▸ **Goal**:
Show all lines from the data that include the word "TypeScript".

════════════════════

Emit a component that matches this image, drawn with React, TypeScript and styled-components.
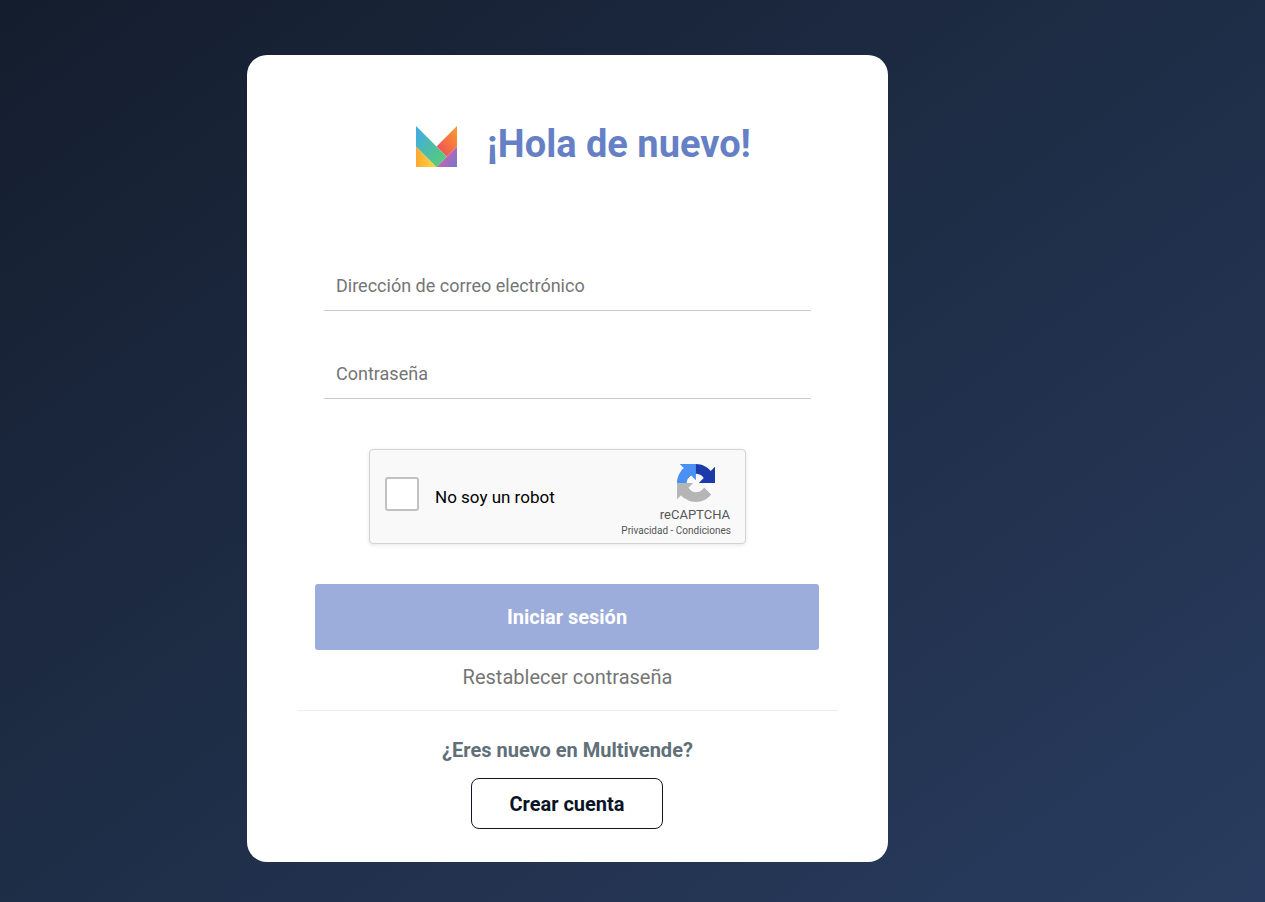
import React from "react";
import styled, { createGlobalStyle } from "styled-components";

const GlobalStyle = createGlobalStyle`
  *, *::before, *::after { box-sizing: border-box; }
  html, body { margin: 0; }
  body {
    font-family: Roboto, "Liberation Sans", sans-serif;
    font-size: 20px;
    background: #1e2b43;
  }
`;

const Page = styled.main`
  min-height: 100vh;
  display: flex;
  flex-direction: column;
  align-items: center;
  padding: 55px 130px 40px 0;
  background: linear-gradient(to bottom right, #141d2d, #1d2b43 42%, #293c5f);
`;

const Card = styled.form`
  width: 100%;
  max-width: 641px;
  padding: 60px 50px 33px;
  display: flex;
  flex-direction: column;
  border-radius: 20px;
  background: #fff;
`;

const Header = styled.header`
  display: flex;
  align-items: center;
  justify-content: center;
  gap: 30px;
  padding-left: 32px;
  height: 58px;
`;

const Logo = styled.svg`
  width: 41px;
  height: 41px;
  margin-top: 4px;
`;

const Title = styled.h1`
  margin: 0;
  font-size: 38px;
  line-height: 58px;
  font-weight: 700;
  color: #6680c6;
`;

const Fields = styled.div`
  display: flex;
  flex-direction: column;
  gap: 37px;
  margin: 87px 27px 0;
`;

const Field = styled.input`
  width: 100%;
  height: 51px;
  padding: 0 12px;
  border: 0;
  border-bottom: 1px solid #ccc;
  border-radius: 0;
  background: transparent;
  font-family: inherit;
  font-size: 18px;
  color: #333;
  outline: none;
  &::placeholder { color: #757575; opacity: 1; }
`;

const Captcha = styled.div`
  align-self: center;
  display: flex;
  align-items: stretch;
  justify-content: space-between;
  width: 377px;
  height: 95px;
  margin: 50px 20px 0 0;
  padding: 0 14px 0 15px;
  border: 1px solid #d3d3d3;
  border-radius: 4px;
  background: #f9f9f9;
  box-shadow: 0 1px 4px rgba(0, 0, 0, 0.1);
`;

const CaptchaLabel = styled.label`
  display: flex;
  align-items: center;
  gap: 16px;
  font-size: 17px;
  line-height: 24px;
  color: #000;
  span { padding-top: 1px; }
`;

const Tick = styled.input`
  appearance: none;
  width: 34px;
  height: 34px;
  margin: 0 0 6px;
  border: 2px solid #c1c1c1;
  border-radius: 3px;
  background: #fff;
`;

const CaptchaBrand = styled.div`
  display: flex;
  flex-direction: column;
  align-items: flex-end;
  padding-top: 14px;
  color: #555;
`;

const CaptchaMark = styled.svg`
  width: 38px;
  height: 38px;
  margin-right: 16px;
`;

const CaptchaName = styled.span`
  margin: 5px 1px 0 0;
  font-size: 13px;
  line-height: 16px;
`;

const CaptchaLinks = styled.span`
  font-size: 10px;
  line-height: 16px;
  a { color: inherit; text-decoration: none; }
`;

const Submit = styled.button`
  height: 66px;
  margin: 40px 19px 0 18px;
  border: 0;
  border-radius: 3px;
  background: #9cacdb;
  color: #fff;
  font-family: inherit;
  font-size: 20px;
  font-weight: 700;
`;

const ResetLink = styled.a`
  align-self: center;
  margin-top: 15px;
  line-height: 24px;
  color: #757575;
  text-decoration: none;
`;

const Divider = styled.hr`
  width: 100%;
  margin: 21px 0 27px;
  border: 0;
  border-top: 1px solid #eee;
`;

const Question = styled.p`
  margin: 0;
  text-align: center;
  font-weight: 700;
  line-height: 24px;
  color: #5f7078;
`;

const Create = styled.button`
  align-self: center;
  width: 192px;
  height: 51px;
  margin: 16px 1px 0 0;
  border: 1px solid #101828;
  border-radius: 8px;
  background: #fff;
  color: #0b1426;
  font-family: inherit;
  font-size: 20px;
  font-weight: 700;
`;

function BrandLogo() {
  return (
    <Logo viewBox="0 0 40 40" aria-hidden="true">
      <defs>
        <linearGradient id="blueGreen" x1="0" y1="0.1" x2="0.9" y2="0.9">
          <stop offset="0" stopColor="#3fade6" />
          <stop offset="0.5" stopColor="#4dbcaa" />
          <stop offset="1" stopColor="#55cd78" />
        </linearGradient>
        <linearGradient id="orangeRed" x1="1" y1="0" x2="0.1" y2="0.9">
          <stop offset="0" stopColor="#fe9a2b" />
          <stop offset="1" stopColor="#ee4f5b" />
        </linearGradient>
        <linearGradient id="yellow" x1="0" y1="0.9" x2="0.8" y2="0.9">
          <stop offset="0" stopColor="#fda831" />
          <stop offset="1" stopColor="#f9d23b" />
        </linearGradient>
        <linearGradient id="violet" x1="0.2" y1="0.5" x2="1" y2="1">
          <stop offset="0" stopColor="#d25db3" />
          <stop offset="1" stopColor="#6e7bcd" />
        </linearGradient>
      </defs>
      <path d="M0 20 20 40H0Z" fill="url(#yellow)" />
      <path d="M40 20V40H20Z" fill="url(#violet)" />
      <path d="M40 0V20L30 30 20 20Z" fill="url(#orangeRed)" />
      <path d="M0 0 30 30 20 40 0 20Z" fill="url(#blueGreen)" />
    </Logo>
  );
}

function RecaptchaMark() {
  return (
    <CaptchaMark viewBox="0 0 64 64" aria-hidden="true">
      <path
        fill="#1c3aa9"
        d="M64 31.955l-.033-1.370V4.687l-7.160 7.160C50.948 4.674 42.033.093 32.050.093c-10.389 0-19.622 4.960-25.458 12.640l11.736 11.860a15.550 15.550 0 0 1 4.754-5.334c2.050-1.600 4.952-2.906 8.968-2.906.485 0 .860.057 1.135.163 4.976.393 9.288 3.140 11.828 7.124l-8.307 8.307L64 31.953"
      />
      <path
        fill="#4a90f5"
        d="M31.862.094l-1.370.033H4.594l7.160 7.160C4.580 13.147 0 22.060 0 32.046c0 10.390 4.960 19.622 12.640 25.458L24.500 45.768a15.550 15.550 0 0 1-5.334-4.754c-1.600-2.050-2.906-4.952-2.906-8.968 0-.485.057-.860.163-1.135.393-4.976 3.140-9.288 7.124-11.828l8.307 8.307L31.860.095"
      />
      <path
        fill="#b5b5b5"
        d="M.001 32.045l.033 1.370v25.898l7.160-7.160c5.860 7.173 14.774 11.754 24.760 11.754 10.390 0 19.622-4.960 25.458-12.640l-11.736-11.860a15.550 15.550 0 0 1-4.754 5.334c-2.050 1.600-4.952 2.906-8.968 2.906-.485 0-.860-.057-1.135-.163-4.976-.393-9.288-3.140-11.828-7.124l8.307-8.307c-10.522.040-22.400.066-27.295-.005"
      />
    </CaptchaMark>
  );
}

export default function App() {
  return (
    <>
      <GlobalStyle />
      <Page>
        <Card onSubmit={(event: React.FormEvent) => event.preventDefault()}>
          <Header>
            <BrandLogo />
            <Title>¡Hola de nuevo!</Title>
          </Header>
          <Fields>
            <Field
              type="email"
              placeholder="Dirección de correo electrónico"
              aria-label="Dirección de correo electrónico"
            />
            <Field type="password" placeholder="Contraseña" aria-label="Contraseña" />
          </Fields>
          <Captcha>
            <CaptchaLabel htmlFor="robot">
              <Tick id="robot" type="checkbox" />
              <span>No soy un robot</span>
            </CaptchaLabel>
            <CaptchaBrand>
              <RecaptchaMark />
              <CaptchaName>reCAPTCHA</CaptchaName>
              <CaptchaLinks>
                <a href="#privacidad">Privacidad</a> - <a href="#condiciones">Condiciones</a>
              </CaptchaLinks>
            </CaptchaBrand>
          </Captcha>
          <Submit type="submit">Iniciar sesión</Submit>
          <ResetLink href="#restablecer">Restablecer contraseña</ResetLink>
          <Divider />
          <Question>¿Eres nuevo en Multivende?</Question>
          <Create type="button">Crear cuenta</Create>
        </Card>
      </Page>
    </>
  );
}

════════════════════

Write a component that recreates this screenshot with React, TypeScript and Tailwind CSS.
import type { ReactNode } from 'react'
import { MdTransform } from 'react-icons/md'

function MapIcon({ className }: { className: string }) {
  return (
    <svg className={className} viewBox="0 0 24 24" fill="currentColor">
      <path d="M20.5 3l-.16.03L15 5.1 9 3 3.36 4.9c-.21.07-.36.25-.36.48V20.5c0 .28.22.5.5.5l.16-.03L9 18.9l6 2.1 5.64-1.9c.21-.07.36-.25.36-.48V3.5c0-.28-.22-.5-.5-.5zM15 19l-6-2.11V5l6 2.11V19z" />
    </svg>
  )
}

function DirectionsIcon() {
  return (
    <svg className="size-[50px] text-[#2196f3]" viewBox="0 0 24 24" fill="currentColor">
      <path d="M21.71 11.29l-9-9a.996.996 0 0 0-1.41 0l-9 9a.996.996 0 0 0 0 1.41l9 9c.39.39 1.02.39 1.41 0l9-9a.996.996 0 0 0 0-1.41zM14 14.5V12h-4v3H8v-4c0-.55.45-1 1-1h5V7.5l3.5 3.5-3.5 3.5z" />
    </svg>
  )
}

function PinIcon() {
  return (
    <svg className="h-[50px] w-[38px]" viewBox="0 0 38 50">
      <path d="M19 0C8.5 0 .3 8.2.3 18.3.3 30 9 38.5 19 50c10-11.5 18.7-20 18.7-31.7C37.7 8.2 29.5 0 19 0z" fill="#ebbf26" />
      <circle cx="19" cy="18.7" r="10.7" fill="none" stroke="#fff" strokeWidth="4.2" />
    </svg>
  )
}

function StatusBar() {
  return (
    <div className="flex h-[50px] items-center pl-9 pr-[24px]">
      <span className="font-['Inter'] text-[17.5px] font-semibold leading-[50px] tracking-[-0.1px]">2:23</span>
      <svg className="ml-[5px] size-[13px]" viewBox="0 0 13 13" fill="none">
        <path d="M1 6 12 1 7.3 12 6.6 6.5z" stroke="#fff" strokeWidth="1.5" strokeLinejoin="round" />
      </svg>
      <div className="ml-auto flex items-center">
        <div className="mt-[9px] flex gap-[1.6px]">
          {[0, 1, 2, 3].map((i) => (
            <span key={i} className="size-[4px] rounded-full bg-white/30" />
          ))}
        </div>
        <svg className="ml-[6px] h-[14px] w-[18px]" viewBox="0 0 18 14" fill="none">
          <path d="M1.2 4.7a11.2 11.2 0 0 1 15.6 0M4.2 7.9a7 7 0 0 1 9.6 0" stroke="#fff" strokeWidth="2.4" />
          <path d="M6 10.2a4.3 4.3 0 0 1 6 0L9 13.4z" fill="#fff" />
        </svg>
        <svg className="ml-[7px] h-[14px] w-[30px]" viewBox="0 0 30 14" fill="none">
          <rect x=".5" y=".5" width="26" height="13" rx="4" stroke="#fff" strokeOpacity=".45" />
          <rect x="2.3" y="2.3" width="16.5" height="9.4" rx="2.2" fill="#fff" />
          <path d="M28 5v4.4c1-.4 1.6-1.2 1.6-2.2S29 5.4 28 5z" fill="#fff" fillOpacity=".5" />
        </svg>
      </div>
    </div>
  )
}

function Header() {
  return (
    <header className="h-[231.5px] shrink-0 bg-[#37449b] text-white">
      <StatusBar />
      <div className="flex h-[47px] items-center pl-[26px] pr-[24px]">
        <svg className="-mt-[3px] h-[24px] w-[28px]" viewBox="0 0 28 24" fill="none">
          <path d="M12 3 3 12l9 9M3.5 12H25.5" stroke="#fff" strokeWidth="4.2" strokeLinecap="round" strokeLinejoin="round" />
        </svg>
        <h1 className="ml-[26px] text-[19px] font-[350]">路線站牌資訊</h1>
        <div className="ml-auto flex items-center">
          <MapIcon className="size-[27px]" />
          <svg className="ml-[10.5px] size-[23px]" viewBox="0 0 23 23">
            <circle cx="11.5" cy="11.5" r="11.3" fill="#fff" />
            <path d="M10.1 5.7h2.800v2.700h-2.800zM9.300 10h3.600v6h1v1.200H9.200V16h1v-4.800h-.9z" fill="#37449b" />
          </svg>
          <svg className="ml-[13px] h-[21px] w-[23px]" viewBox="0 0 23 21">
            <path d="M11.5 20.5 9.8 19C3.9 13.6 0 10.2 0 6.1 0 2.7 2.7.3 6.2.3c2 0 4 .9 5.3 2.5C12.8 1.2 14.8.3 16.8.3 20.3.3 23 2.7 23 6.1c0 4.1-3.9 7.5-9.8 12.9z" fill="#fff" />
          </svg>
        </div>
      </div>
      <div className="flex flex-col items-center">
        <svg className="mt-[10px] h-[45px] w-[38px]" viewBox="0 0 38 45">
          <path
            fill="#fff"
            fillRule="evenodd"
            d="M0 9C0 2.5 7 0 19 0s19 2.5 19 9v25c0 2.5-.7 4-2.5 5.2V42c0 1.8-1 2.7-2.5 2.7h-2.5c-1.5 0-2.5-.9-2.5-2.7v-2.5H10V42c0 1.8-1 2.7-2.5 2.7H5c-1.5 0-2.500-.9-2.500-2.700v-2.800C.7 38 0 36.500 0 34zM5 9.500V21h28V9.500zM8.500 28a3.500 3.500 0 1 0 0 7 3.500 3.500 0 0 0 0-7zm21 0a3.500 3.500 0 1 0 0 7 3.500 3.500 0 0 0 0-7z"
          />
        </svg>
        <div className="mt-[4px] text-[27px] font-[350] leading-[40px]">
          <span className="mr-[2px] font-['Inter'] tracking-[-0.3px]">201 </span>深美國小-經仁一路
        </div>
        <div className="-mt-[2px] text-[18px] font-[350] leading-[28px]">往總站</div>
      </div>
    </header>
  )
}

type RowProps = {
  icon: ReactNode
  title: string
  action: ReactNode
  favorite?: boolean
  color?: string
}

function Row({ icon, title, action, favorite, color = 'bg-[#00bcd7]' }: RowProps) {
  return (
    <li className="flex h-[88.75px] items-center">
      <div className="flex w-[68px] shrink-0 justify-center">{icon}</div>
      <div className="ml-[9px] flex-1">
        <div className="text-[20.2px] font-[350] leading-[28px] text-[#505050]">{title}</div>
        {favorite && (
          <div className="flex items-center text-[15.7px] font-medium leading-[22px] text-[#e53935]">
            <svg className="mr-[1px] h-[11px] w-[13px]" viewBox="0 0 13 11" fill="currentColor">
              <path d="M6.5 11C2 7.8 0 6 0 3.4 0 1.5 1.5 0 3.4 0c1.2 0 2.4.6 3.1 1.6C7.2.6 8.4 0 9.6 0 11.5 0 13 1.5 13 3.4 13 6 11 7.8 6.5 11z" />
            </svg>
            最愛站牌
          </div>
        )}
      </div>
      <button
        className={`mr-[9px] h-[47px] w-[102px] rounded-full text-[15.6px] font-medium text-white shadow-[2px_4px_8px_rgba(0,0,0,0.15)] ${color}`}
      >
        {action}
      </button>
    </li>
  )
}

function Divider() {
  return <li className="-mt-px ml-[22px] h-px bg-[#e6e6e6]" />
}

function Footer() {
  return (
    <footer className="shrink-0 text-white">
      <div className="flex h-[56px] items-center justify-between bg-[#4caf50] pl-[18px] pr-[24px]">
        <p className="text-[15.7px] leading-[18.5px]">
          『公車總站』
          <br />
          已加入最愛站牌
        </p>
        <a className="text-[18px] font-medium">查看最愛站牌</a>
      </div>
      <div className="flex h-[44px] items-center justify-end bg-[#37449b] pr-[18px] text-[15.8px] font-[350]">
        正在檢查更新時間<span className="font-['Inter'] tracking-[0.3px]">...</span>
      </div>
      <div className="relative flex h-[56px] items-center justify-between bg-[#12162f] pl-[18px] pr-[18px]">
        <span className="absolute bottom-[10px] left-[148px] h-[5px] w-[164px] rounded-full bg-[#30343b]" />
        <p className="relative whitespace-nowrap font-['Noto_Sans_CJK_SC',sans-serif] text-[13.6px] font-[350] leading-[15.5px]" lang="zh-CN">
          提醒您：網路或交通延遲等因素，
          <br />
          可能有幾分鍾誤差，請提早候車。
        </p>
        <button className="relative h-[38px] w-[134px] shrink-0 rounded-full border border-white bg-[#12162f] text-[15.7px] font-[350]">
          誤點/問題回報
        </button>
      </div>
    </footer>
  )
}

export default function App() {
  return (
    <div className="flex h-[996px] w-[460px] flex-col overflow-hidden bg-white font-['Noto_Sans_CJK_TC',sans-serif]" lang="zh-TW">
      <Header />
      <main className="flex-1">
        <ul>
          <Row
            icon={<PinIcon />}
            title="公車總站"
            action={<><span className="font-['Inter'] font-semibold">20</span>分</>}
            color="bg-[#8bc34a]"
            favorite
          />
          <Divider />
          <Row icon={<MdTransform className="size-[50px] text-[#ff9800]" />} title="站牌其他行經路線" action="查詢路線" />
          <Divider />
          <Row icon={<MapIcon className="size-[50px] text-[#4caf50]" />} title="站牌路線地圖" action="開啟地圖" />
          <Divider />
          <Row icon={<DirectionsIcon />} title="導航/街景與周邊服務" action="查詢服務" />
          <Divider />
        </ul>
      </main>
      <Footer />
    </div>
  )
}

════════════════════

▸ **Task result**:
Emit a component that matches this image, drawn with React, TypeScript and styled-components.
Write a component that recreates this screenshot with React, TypeScript and Tailwind CSS.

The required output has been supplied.